The family’s matriarch, Elizabeth (Michelle Pfeiffer), is at first the only one who knows that Barnabas is a vampire from the 1700s; everyone else is told he’s a distant relative from England. This leads to several unbearable moments where Barnabas, making no attempt to conceal his true nature, says something vampire-y or 1700s-y, followed by Elizabeth hastily improvising an explanation, like it’s Three’s Company or something. All of that is lame, but I did get a few laughs from Barnabas’ incongruously refined manner of speech, particularly when he’s confused by a modern device. (“Show yourself, Satan! Mock me not with your strange luminance!” he says to a car’s headlights.)

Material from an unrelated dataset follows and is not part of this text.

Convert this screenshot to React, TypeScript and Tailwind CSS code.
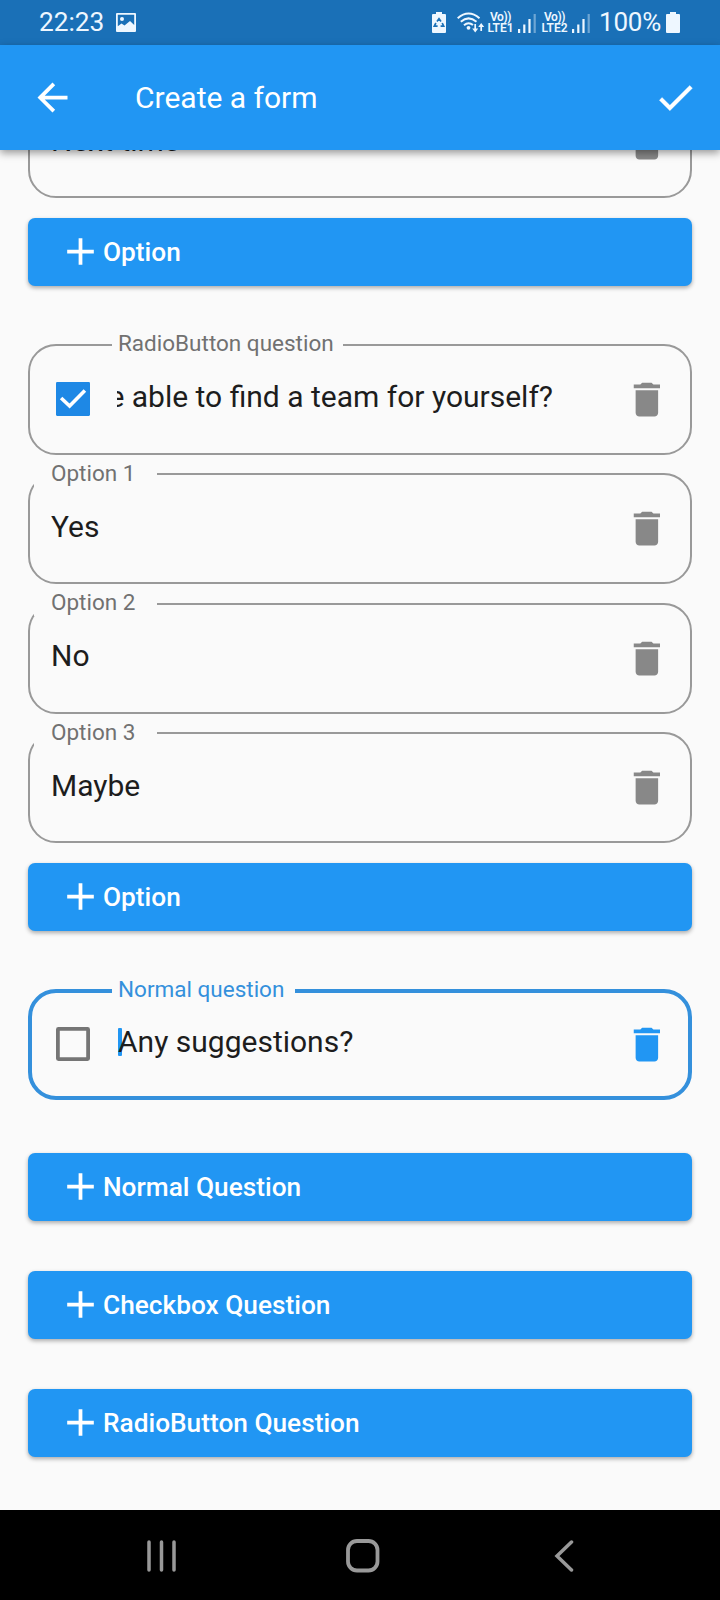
import React from "react";

function DeleteIcon({ className }: { className: string }) {
  return (
    <svg viewBox="0 0 24 24" className={`size-[45px] shrink-0 ${className}`} fill="currentColor">
      <path
        transform="translate(0.2 0)"
        d="M6 19c0 1.100.9 2 2 2h8c1.100 0 2-.9 2-2V7H6v12zM19 4h-3.500l-1-1h-5l-1 1H5v2h14V4z"
      />
    </svg>
  );
}

function Checkbox({ checked }: { checked: boolean }) {
  return (
    <svg viewBox="0 0 18 18" className="-mt-px mr-[27px] size-[34px] shrink-0">
      {checked ? (
        <>
          <rect width="18" height="18" rx="0.6" fill="#1e88e5" />
          <path d="M2.700 8.500 L7.200 12.700 L15.300 4.500" fill="none" stroke="#fff" strokeWidth="1.9" />
        </>
      ) : (
        <rect x="1" y="1" width="16" height="16" rx="0.3" fill="none" stroke="#757575" strokeWidth="2" />
      )}
    </svg>
  );
}

type FieldProps = {
  label?: string;
  value: string;
  kind?: "option" | "question";
  checked?: boolean;
  focused?: boolean;
  scrolled?: boolean;
};

function Field({ label, value, kind = "option", checked = false, focused = false, scrolled = false }: FieldProps) {
  const question = kind === "question";
  return (
    <div
      className={`relative flex h-[111px] shrink-0 items-center rounded-[28px] ${
        focused ? "border-4 border-[#3490dc] pr-[19px] pl-6" : "border-2 border-[#999] pr-[21px]"
      } ${question ? (focused ? "" : "pl-[26px]") : "pl-[21px]"}`}
    >
      {label && (
        <span
          className={`absolute flex h-[26px] items-center bg-[#fafafa] text-[22.5px] whitespace-pre ${
            question
              ? focused
                ? "top-[-16px] left-[80px] w-[183px] pl-[6px] text-[#3490dc]"
                : "top-[-15px] left-[82px] w-[231px] pl-[6px] text-[#717171]"
              : "top-[-14.500px] left-[4px] w-[123px] pl-[17px] text-[#717171]"
          }`}
        >
          {label}
        </span>
      )}
      {question && <Checkbox checked={checked} />}
      <div
        className={`relative flex h-[40px] min-w-0 flex-1 items-center overflow-hidden text-[30px] leading-[40px] whitespace-nowrap text-[#1d1d1d] ${
          question ? "-mt-[5px]" : "-mt-[3.500px]"
        } ${scrolled ? "mr-[71px] justify-end" : ""}`}
      >
        {focused && <i className="absolute top-[6px] left-[1px] h-[28px] w-[4px] rounded-[1px] bg-[#2196f3]" />}
        <span className={`relative shrink-0 ${focused ? "pl-px" : ""}`}>{value}</span>
      </div>
      <DeleteIcon className={focused ? "text-[#2196f3]" : "text-[#888]"} />
    </div>
  );
}

function AddButton({ children }: { children: string }) {
  return (
    <button className="flex h-[68px] w-full shrink-0 items-center rounded-[7px] bg-[#2196f3] pl-[30px] text-[26.25px] font-medium text-white shadow-[0_2px_4px_rgba(0,0,0,0.32)]">
      <svg viewBox="0 0 24 24" className="-mt-px size-[45px] shrink-0" fill="currentColor">
        <path d="M19.1 13h-6.1v6.1h-2V13H4.9v-2H11V4.9h2V11h6.1z" />
      </svg>
      <span className="pt-[2px]">{children}</span>
    </button>
  );
}

function Network({ sim }: { sim: string }) {
  return (
    <>
      <div className="flex w-[27px] flex-col items-center pt-px text-[12px] leading-[11px] font-semibold">
        <span className="whitespace-nowrap tracking-[-0.4px]">Vo))</span>
        <span className="whitespace-nowrap">LTE{sim}</span>
      </div>
      <svg viewBox="0 0 19 20" className="ml-[4px] h-[20px] w-[19px] shrink-0" fill="currentColor">
        <path d="M0 16h2.200v4H0zM5.200 11.500h2.200V20H5.200zM10.400 6h2.200v14h-2.200z" />
        <path d="M15.600 1h2.200v19h-2.200z" opacity="0.4" />
      </svg>
    </>
  );
}

function StatusBar() {
  return (
    <div className="flex h-[45px] shrink-0 items-center bg-[#1a70b7] pl-[39px] text-[#eef7ff]">
      <span className="w-[77px] text-[26.250px]">22:23</span>
      <svg viewBox="0 0 20 19" className="h-[19px] w-[20px]" fill="currentColor">
        <path
          fillRule="evenodd"
          d="M1 0h18q1 0 1 1v17q0 1-1 1H1q-1 0-1-1V1q0-1 1-1zM1.800 1.800v11.500l3.700-2.800 3 2L14 8l4.200 4V1.800zM6 4a2 2 0 110 4 2 2 0 010-4z"
        />
      </svg>
      <svg viewBox="0 0 14 21" className="ml-[296px] h-[21px] w-[14px] shrink-0">
        <path d="M4 0h6v2h3q1 0 1 1v17q0 1-1 1H1q-1 0-1-1V3q0-1 1-1h3z" fill="currentColor" />
        <path
          d="M5 9.400L7 6.600l2 2.800M10.200 11l1.500 3.200H8.600M5.600 14.200H2.300L3.900 11"
          fill="none"
          stroke="#1a70b7"
          strokeWidth="1.700"
        />
      </svg>
      <svg viewBox="0 0 28 21" className="ml-[11px] h-[21px] w-[28px] shrink-0">
        <g fill="none" stroke="currentColor" strokeWidth="2">
          <path d="M0.700 6.200Q11.500 -3.200 22.500 6.200" />
          <path d="M3.800 9.800Q11.500 3 19.500 9.800" />
          <path d="M7 13.200Q11.500 9.300 16 13" />
        </g>
        <circle cx="11.500" cy="15.800" r="1.900" fill="currentColor" />
        <path d="M18.200 12v6M24.200 19v-6" fill="none" stroke="currentColor" strokeWidth="1.700" />
        <path d="M15.200 16.500h6l-3 4zM21.200 15h6l-3-4z" fill="currentColor" />
      </svg>
      <div className="ml-[2px] flex items-center">
        <Network sim="1" />
      </div>
      <div className="ml-[4px] flex items-center">
        <Network sim="2" />
      </div>
      <span className="ml-[8px] w-[67px] text-[26px] tracking-[-0.2px]">100%</span>
      <svg viewBox="0 0 14 21" className="h-[21px] w-[14px] shrink-0" fill="currentColor">
        <path d="M4 0h6v2h3q1 0 1 1v17q0 1-1 1H1q-1 0-1-1V3q0-1 1-1h3z" />
      </svg>
    </div>
  );
}

export default function App() {
  return (
    <div className="flex h-[1600px] w-[720px] flex-col overflow-hidden bg-[#fafafa] font-['Roboto',sans-serif]">
      <StatusBar />
      <header className="relative z-10 flex h-[105px] shrink-0 items-center bg-[#2196f3] pr-[22.500px] pl-[30px] text-white shadow-[0_3px_8px_rgba(0,0,0,0.4)]">
        <svg viewBox="0 0 24 24" className="size-[45px]" fill="currentColor">
          <path d="M20 11H7.830l5.590-5.590L12 4l-8 8 8 8 1.410-1.410L7.830 13H20v-2z" />
        </svg>
        <h1 className="ml-[60px] flex-1 text-[30px]">Create a form</h1>
        <svg viewBox="0 0 24 24" className="size-[45px]" fill="currentColor" stroke="currentColor" strokeWidth="0.2">
          <path d="M9 16.170L4.830 12l-1.420 1.410L9 19 21 7l-1.410-1.410z" />
        </svg>
      </header>
      <main className="flex min-h-0 flex-1 flex-col overflow-hidden px-[28px]">
        <div className="-mt-[63px] flex flex-col">
          <Field value="Next time" />
        </div>
        <div className="mt-[20px] flex flex-col">
          <AddButton>Option</AddButton>
        </div>
        <section className="mt-[58px] flex flex-col">
          <Field label="RadioButton question" value="Were you be able to find a team for yourself?" kind="question" checked scrolled />
          <div className="mt-[18px] flex flex-col gap-[18.500px]">
            <Field label="Option 1" value="Yes" />
            <Field label="Option 2" value="No" />
            <Field label="Option 3" value="Maybe" />
          </div>
          <div className="mt-[20px] flex flex-col">
            <AddButton>Option</AddButton>
          </div>
        </section>
        <section className="mt-[58px] flex flex-col">
          <Field label="Normal question" value="Any suggestions?" kind="question" focused />
        </section>
        <div className="mt-[53px] flex flex-col gap-[50px]">
          <AddButton>Normal Question</AddButton>
          <AddButton>Checkbox Question</AddButton>
          <AddButton>RadioButton Question</AddButton>
        </div>
      </main>
      <nav className="flex h-[90px] shrink-0 items-center bg-black pt-px pl-[146px] text-[#999]">
        <svg viewBox="0 0 31 32" className="h-[32px] w-[31px]" stroke="currentColor" strokeWidth="3.500" strokeLinecap="round">
          <path d="M3 2v28M15.500 2v28M28 2v28" />
        </svg>
        <svg viewBox="0 0 34 34" className="ml-[169px] size-[34px]" fill="none" stroke="currentColor" strokeWidth="3.800">
          <rect x="2" y="2" width="29.500" height="29.500" rx="9" />
        </svg>
        <svg viewBox="0 0 20 32" className="ml-[174px] h-[32px] w-[20px]" fill="none" stroke="currentColor" strokeWidth="3.500" strokeLinecap="round">
          <path d="M17.500 2L3 16l14.500 14" />
        </svg>
      </nav>
    </div>
  );
}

Elizabeth’s 15-year-old daughter, Carolyn (Chloe Grace Moretz), is a brooding wannabe sexpot. (Suggestion for Burton: try not to sexualize your 15-year-old actresses so much! Thanks!) Elizabeth’s brother, Roger (Jonny Lee Miller), sticks around long enough for the movie to check him off the list, then vanishes. Roger’s son, 8-year-old David (Gulliver McGrath), sees ghosts. (Suggestion for screenwriter: since the story has no use for Roger, delete him from the script and make David Elizabeth’s son instead.) David has a new governess, Victoria Winters (Bella Heathcote), who also sees ghosts, and who is a dead ringer for Barnabas’ long-dead fiancee. Also on hand are Dr. Julia Hoffman (Helena Bonham Carter), here to care for troubled young David — though she’s been living at Collinwood for years, it seems — and a caretaker named Willie (Jackie Earle Haley) who becomes Barnabas’ lackey.
Surely this is the laziest film of Burton’s career. It reeks of deletions, second-guessing, and plain old not caring. I mentioned the Roger character, who serves no purpose and is quickly dispatched. Some other examples of inane, inept storytelling:
– Victoria tells Barnabas that young David “idolizes” him. But as of the moment she says this, Barnabas and David have not spoken a word to each other. They’ve only even been in the same room a couple times, and never addressed one another. Whatever idolizing David has done has taken place behind our backs.
– Barnabas has sex with Angelique even though he hates her and has the hots for Victoria. Later, Angelique crashes a fancy ball being thrown by the Collinses, yet the only thing she does is witness Barnabas and Victoria sharing a kiss. That’s it. That’s the sole reason for her character showing up.
– Victoria seems to be a major character at the beginning of the film. We hear her thoughts and see her train journey from New York City to Maine. Yet it’s not until 80 minutes into the movie that we learn her history (complete with flashbacks) — and then it’s forgotten again.
– Speaking of Victoria, she disappears for the last 20 minutes of the movie. While the large, clunkily choreographed, woefully unfunny showdown between Angelique and the Collinses is taking place, Victoria is simply … not present.
Helena Bonham Carter has very little screen time and does little with it. Michelle Pfeiffer has plenty of screen time but is given no character to play. Christopher Lee gets 30 seconds as a fishing-boat captain — an appalling waste of Christopher Lee. Last-minute revelations about certain characters are included just to set up a sequel, with no bearing on the present story. I don’t know what tortuous journey Grahame-Smith’s screenplay took (frequent Burton collaborator John August did enough writing or rewriting to earn a “story by” credit), but it wouldn’t pass the scrutiny of a first-year screenwriting instructor. It’s a mess.
Burton’s contributions as director are just as scattershot. There are a few nods to his familiar style of macabre humor, but most of the comedy is broader and less imaginative than that. When it’s not being comedic — rather, when it’s not unsuccessfully attempting to be comedic — the film is a dull mishmash of unclear character motivations and uncertain tone. Are we ever supposed to be creeped out by anything? Should we feel suspense? Mystery? Excitement? I have no idea.
This thing’s a wreck. The more I think about it, the more I dislike it. I should probably follow Burton’s example and just not think about it.